Abstract

Spine Mn(x)Co₁₋xAl₂O₄ (x = 0, 0.3 and 0.5) nanoparticles were synthesized using Sesamum indicum (S. indicum) plant extracted microwave-assisted combustion method. S. indicum plant extract simplifies the process, provides an alternative process for a simple, economical and environment friendly synthesis. The absence of surfactant/catalysts has led to a simple, cheap and fast method of synthesis of spinel nanoparticles. The as-synthesized spinel nanoparticles were characterized by X-ray diffraction (XRD), Fourier transform infrared (FT-IR) spectroscopy, high resolution scanning electron microscopy (HR-SEM), high resolution transmission electron microscopy (HR-TEM), energy dispersive X-ray analysis (EDX), Brunauer Emmett Teller (BET) surface area analysis, UV-Visible diffuse reflectance spectroscopy (DRS), Photoluminescence (PL) spectroscopy, and vibrating sample magnetometer.
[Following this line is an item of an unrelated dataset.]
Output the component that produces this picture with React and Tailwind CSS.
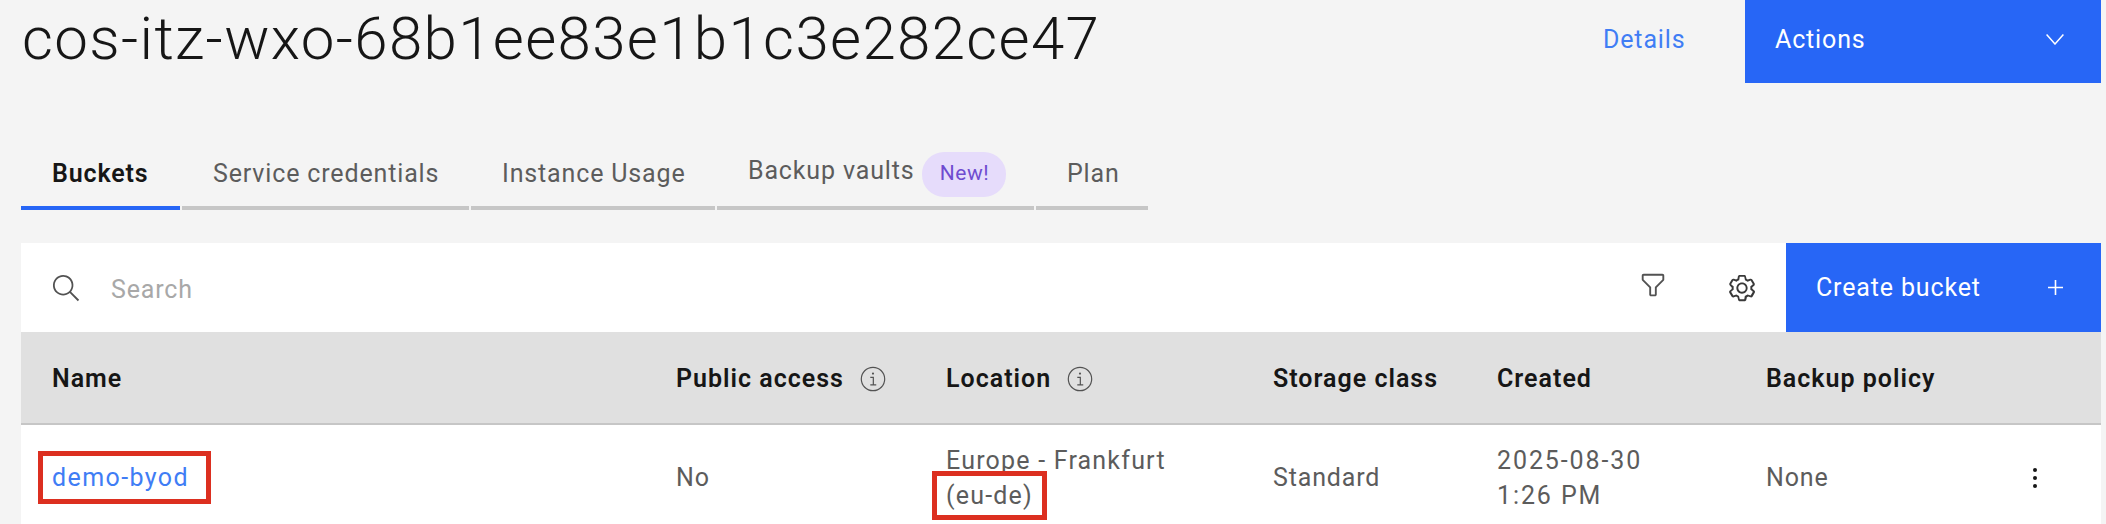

The formation of spinel nanoparticles was confirmed by HR-SEM and HR-TEM and their possible formation mechanisms were also proposed. Powder XRD, FT-IR, SAED and EDX results confirmed the formation of pure and single cubic phase CoAl₂O₄ with well-defined crystalline. The optical property was determined by DRS and PL spectra. VSM measurements revealed that pure and Mn-doped CoAl₂O₄ samples have weak ferromagnetic behavior and the magnetization values increases with increasing the concentration of Mn²⁺ ions in the CoAl₂O₄ lattice. The sample Mn₀.₅Co₀.₅Al₂O₄ possessed higher surface area and smaller crystallite size than other samples, which led to enhance the performance toward the selective oxidation of benzyl alcohol into benzaldehyde.